> Instructions for the task: Search the material for the word "styles" and copy each line that holds it.

> Data excerpt:
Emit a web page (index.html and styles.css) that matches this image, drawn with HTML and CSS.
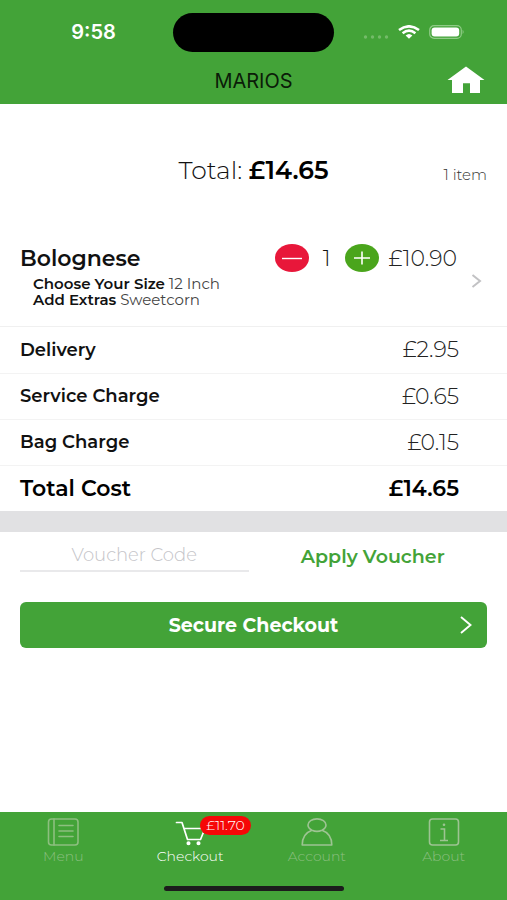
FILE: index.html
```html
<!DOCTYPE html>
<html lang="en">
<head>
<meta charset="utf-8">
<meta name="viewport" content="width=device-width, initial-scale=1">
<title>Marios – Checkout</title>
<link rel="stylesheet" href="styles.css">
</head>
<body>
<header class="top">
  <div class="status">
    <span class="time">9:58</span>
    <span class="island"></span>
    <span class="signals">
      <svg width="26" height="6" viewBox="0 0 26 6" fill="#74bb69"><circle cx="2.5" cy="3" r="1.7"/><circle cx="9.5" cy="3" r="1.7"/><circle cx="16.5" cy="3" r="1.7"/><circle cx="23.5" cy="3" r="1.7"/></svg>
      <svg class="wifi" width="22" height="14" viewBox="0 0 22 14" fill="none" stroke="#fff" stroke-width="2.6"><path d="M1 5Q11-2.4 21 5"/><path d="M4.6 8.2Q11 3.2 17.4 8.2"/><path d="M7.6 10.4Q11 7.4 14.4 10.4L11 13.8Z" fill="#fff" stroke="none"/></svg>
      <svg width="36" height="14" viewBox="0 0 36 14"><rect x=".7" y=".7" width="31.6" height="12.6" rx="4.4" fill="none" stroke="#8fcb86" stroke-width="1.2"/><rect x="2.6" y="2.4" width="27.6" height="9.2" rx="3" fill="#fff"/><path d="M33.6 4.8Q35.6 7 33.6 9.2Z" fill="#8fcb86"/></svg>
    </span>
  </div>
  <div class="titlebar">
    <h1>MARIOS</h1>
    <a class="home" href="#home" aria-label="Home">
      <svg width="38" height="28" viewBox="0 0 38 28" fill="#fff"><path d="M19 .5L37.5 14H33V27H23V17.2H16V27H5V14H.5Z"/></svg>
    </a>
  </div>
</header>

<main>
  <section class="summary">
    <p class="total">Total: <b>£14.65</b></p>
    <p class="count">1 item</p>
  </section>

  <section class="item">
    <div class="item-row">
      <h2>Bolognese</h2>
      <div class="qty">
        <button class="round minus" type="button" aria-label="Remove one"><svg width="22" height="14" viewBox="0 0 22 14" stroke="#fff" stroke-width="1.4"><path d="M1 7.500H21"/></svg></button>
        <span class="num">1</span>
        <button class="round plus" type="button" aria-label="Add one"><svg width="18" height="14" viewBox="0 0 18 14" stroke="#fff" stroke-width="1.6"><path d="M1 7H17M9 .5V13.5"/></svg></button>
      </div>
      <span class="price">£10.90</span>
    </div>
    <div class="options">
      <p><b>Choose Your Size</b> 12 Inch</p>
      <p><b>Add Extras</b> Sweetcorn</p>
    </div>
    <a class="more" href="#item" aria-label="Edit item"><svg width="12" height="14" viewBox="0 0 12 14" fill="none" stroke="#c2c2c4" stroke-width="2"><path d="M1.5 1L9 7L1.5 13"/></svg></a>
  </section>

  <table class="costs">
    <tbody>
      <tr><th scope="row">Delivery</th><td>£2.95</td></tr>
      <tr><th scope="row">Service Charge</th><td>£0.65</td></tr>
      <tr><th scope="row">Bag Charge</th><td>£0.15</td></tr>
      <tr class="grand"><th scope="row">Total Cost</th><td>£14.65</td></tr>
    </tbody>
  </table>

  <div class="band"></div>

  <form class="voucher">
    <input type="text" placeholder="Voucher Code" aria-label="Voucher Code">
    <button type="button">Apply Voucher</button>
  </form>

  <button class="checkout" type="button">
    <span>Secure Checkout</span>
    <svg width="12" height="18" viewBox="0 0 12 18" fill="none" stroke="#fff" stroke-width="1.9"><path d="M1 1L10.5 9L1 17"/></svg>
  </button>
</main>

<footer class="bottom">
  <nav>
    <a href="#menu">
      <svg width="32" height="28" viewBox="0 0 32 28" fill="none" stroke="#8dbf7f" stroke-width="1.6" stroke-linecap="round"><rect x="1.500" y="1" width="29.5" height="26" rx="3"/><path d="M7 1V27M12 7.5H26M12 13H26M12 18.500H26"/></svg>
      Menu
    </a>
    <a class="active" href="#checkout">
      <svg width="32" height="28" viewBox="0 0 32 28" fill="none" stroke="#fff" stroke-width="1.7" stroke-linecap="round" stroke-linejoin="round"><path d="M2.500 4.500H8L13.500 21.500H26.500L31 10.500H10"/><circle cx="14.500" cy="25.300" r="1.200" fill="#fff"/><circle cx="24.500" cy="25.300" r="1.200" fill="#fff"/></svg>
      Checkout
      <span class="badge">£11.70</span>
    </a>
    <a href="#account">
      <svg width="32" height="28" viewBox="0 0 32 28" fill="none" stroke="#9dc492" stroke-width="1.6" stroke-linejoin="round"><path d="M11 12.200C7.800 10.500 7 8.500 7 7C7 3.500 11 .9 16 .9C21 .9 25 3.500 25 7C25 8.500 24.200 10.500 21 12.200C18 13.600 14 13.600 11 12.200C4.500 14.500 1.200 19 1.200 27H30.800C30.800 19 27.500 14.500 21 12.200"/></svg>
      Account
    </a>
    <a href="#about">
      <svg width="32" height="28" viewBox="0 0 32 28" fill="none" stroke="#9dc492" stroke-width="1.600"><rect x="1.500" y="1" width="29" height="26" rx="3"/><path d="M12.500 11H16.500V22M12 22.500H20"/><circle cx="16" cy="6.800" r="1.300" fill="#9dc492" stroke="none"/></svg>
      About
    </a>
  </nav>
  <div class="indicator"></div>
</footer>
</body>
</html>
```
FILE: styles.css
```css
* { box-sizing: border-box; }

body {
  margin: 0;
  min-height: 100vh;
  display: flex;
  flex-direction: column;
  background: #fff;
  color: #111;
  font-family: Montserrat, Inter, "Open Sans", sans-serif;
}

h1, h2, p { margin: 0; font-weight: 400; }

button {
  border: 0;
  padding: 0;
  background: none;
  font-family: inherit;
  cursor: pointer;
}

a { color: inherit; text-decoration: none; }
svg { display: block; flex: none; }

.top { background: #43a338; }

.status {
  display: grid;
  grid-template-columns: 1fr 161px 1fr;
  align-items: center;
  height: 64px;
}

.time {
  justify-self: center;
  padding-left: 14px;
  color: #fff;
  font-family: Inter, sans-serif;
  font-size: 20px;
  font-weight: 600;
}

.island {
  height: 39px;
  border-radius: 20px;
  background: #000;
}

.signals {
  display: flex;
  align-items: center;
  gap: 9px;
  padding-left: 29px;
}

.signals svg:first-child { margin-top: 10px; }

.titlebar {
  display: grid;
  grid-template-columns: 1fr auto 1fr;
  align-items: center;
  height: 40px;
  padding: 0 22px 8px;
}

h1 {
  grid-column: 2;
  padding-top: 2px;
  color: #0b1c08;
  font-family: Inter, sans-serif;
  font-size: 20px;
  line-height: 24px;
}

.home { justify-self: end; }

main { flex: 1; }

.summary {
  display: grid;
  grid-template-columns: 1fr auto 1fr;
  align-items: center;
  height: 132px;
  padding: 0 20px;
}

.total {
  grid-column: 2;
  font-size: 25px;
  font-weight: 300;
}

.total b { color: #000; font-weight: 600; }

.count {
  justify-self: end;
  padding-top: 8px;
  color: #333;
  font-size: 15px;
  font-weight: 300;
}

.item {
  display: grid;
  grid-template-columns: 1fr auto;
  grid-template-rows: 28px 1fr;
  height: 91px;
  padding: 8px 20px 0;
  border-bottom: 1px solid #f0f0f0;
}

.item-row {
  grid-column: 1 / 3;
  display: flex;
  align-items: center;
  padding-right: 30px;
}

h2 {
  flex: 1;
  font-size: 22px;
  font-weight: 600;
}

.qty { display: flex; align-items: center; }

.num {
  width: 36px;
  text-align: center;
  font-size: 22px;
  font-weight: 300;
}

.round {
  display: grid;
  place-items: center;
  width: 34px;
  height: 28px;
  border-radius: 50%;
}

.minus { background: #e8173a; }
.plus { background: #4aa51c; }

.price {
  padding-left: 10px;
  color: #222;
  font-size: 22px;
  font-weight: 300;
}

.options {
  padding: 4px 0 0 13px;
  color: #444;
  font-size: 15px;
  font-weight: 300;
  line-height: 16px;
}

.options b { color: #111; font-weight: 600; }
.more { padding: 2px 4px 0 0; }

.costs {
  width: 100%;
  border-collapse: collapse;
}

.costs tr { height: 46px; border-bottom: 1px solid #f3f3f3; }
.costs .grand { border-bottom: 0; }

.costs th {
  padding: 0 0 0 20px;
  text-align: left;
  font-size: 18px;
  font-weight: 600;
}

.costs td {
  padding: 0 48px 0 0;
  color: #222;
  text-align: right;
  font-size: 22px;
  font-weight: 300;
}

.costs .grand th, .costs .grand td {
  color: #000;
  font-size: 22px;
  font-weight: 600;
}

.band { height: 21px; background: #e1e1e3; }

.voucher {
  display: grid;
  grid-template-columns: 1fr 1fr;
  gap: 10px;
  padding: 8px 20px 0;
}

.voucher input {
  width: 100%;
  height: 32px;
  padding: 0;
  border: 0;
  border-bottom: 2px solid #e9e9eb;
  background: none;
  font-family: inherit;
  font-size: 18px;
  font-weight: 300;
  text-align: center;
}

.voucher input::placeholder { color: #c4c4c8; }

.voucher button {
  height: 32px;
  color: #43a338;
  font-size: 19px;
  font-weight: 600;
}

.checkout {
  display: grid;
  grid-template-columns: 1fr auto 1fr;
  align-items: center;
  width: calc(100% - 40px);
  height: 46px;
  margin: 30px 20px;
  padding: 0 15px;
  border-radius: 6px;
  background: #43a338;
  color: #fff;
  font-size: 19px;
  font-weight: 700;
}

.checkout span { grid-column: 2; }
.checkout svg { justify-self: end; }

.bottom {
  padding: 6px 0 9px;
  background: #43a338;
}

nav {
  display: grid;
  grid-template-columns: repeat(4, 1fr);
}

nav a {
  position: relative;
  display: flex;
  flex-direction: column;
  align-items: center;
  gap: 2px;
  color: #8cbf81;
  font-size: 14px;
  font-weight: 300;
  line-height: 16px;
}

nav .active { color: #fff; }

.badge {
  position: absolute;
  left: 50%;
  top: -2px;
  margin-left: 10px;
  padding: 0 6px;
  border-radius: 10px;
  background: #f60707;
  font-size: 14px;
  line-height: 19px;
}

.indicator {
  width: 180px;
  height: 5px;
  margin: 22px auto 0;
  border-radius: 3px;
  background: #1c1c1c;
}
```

> Result of this exercise:
Emit a web page (index.html and styles.css) that matches this image, drawn with HTML and CSS.
<link rel="stylesheet" href="styles.css">
FILE: styles.css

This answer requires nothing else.